Il lavoro, che nel lessico di Un’educazione milanese non è alienazione, costituisce il filo conduttore dell’intera riflessione: «Lavoro nel lessico famigliare non ha mai coinciso con “produrre” o “rendere”: significava semplicemente “fare”, “creare” e “sentire la fatica”. Concetti che la mia generazione si è impegnata, giunta la stagione degli eroici furori, a spezzare come aculei ideologici conficcati nel corpo della classe operaia. Col risultato di non comprenderne la specificità e di lasciarli dentro a marcire. E, marcito il concetto, sono marcite anche le parole».

In questo ritratto che è anche politico e sociale dell’Italia del secondo dopoguerra emergono il conflitto e la ribellione alla generazione dei padri, la passione del cinema e le sperimentazioni del teatro, i movimenti e la violenza di matrice politica da dentro o fuori. C’è la Milano attonita dopo la strage di piazza Fontana, e quella che svanisce nella dizione Milano da bere.

Al contempo Rollo esplora in profondità e con levità l’assenza, la potenza di un’amicizia, il venire meno di una generazione che «è stata la prima ad avere occhi diversi». La stessa promessa di rivoluzione, che l’autore storicizza essenzialmente tra il 1967 e il 1975, suggeriva che poi ognuno avrebbe ripreso posto nella classe di origine: «Al di là della tensione genericamente politica, quella necessità di trasformazione era vincolante come una preghiera: i primi a volerla abbattere erano nati dentro quella classe, la conoscevano, e vi sarebbero ritornati, con diversi livelli di consapevolezza». E ancora: «(Chiara) Aveva riconosciuto fra i primi la ricchezza culturale che la mescolanza di generazioni e provenienze sociali aveva provocato e fu tra i primissimi a riconoscere la drammatica evidenza che il gioco stava finendo, che era durato poco perché poco doveva durare, e che era arrivato il momento di serrare le porte, di schierarsi con i suoi diritti di nascita».

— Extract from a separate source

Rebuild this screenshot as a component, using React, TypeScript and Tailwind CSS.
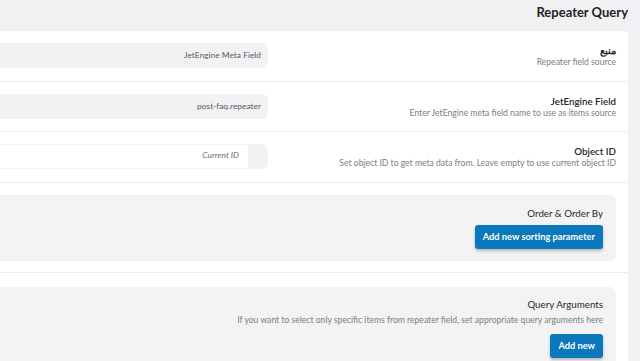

La biografia collettiva, che era un noi raffigurato in modo struggente, ora si confronta con gli esiti personali di trasformazioni sociali, urbanistiche ed economiche profondissime nelle quali risultiamo sospesi tra lo smarrimento e la ricerca di nuove identità composite. Rollo nella città che rincorre uno sviluppo verticale e gentrifica, ispeziona cantieri, fotografa lavori in corso, legge i progetti: «Voglio verificare se questo futuro rovesciato in un presente difficile, spesso volgare, spesso politicamente assordato di retorica, sappia rivelare, una volta di più, quel tessuto connettivo vivo e non compromesso che ha consentito a Milano di sopravvivere. Cerco ponti in cui lo spaesamento e il sentirmi a casa coincidano. E su quei ponti finiscono con l’apparire, tenere e meridiane, le figure che mi riconducono là dove io sono cominciato e dove è cominciata per me questa città».